There is no privity between a tax sale purchaser and the former owner. Such purchaser acquires a new title. Thus, inState v. Harman, 57 W. Va. 447, 50 S.E. 828, 829, syllabus 7: "The title of the purchaser at a tax sale is not the same as that of the owner in whose name the land was sold. They are separate, hostile claims, with no privity between them." Statement of that rule also appears in State v. Mathews, 68 W. Va. 89,69 S.E. 644, and Mylius v. Raine-Andrew Lumber *Page 877 Company, 69 W. Va. 346, 71 S.E. 404. But this rule which makes a new and hostile title of that which comes from the State under a sale based on forfeiture must be considered in the light of the above statutory provisions which limit such title to that against which the assessment was made and the taxes laid. The new and hostile title which a purchaser acquires from the State under a forfeiture sale is not an unqualified fee simple carrying everything from the surface to the center of the earth, it is merely a new title for the estate which was vested in the former owner for whose tax delinquency the property was proceeded against by the State. These postulates are, of course, based on the assumption that the State had no other title than that which it acquired under the forfeiture. All the State's title, whatever it may be, passes to its grantee. True, such acquisition of title by the State and subsequent sale and conveyance thereof to a purchaser destroys all liens and encumbrances which existed against the property at the time of the delinquency. This is statutory. Code 1931,11-10-22. The basis whereof is the superiority of the State's lien. It is paramount to all others.

Let us recur now to the chattels-real proposition. Does the assessment of the same and the payment of taxes thereon as required by statute, Code 1931, 11-5-2, have any effect, and possess any virtue, or is it a meaningless gesture? It is not to be expected that the State would make a mockery of a solemn legislative mandate. The State not only requires a chattel real to be separately assessed, but, as above noted, directs that the value thereof be taken into account so that such chattel real and the remainder of the estate to which it applies shall, together, constitute the value of the whole estate. This gives definite entity to the chattel just as to the remainder. Each stands independent of the other. Each is liable for the taxes assessed against it, and neither should be liable for the taxes assessed against the other.

A state government exists for the benefit and protection of the lives and property of its citizens. When a citizen meets the requirements of the state by respecting and obeying its laws, he would be shocked to discover that the protection which he had a right to expect would be given him is denied.

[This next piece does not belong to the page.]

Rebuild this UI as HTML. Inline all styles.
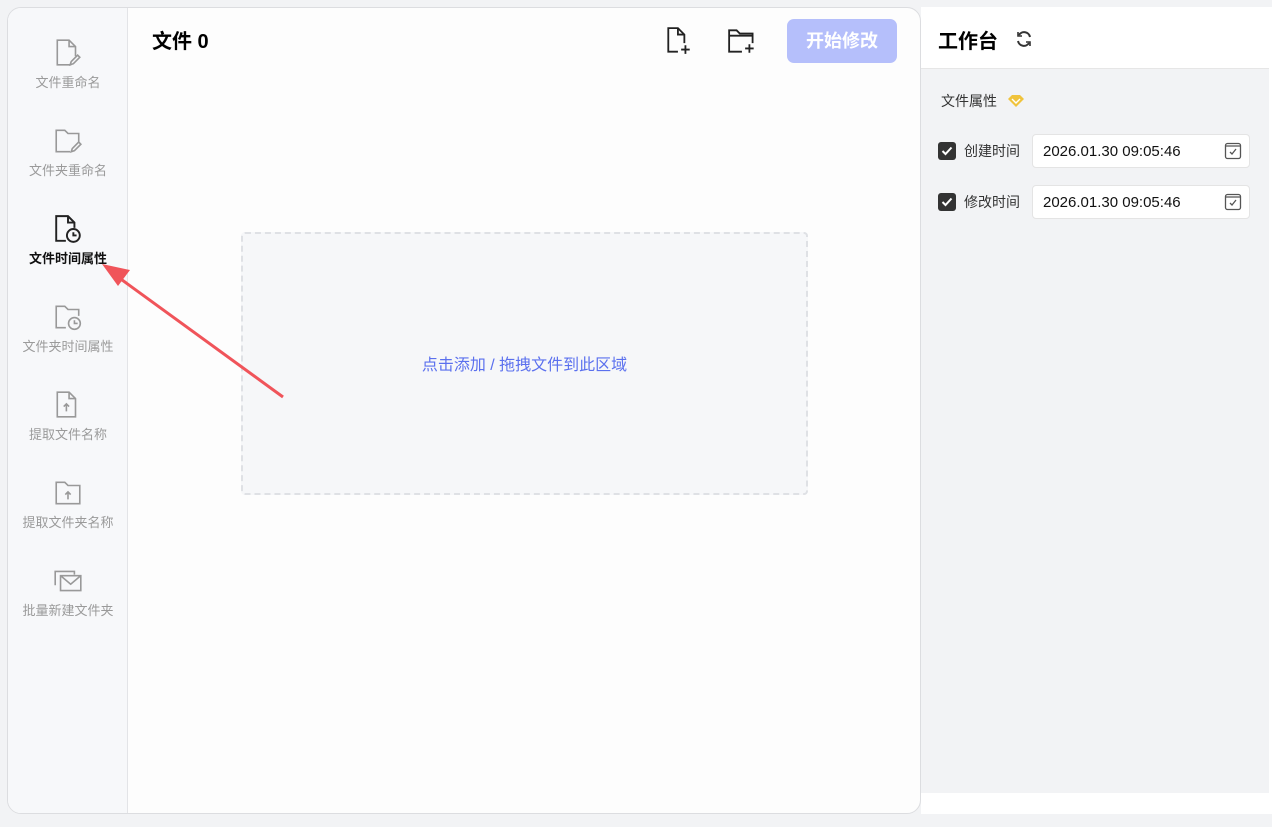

Imagine the State protecting all classes of property except *Page 878 chattels real! Real estate regularly assessed, and taxes paid, is immune from forfeiture. Also as against personal property, both tangible and intangible, when taxes thereon are paid, the State makes no claim, unless, forsooth, against chattels real as contended herein. For what reason should chattels real be placed in a class by themselves and discriminated against? In our opinion there is no reason.

As above shown, separate estates in coal, oil, gas, limestone, or other mineral or timber, when properly assessed and taxes thereon paid, are not destroyed by a forfeiture sale of the surface of the land to which they apply. The statute (Code 1931, 11-4-6) which provides for the separate assessment and taxation of such severally owned portions of the real estate protects them. On the same principle of justice and by the same measure of right, chattels real are protected by the statute which requires their separate assessment and taxation. When the State has required a chattel real to be assessed and subjected to taxes, paid by the owner, the State is estopped from selling such chattel for the payment of taxes assessed against the land.

Therefore, we are of opinion that the learned chancellor erred in sustaining the demurrer to the Cambridge Gas Company's answer. We reverse the decree sustaining the said demurrer and remand the cause for further proceedings not at variance with the principles enunciated in this opinion.

Reversed and remanded.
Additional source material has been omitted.